Another Norwegian fungi photo. I love the contrast of the colours here. This photo reminds me a little – just a little – of a spectacular set of fungi photos on misterfricative’s blog – check out the set called “Fruiting bodies” – while you’re there, check out the blog – mister fricative has a very quirky sense of humour – I love it.

UPDATE – Flood
As our house dried out, some of the floorboards started to warp – obviously there was a lot more water than we originally thought. We have still to get a quote on the repair, so the insurance issues remain to be sorted. Although the developer has assured us that the flooding occurred because the residents didn’t keep the drains clear, and we in return have assured him that the drain was clear, he is bringing a hydraulic engineer to look at the drainage, just in case we get a 1 in 100 year downpour …..

UPDATE – Reader’s Digest
Don’t run away – I won’t bore you with the details again – but today I received another email from Readers Digest, this time offering wine.
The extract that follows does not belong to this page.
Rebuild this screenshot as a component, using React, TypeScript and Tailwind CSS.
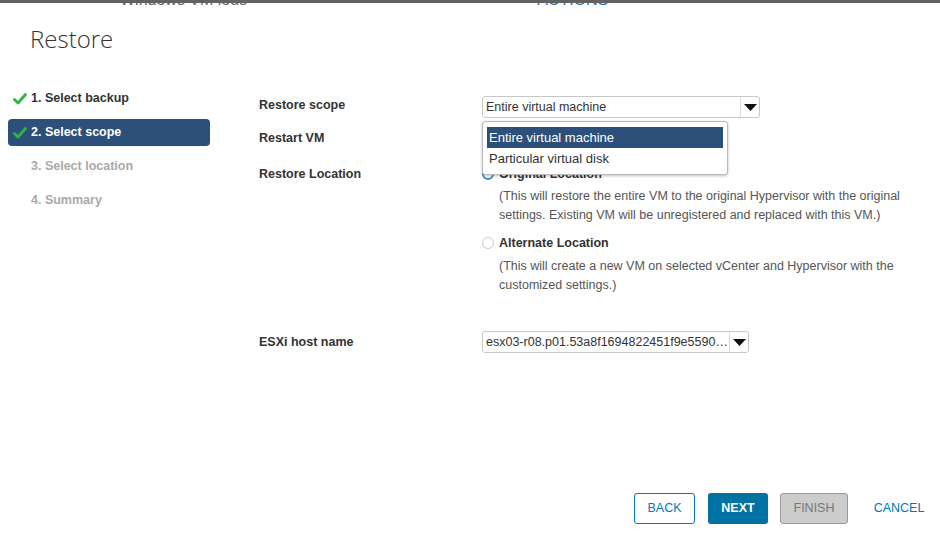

It’s unbelievable, isn’t it?

Have a good weekend 🙂

Did your comment get lost?

I’m still learning how to use WordPress – it has a spam comment catcher called Akismet – I keep seeing that it has protected me from x number of spam comments – but I have never seen what they are. Tonight, I happened to catch one in action – it was Lara of Discoknitter fame! I think she would be even more surprised than I was to discover she was a spammer! Photographer, artist, blogger, knitter, Mother, partner – but spammer?? I wonder what the secret criteria are that Akismet uses? Maybe it’s the rhubarbandcustard rule … 🙂

So, if you have left a comment and I’ve ignored it – I didn’t see it (make a liar of me if your comment is there and I haven’t responded – sorry, sorry, sorry!). Please feel free to comment again – I’ve put the settings back to comment moderation (just in case I was getting spammed) so I’ll definitely see the comments, polite or otherwise 🙂 that you leave.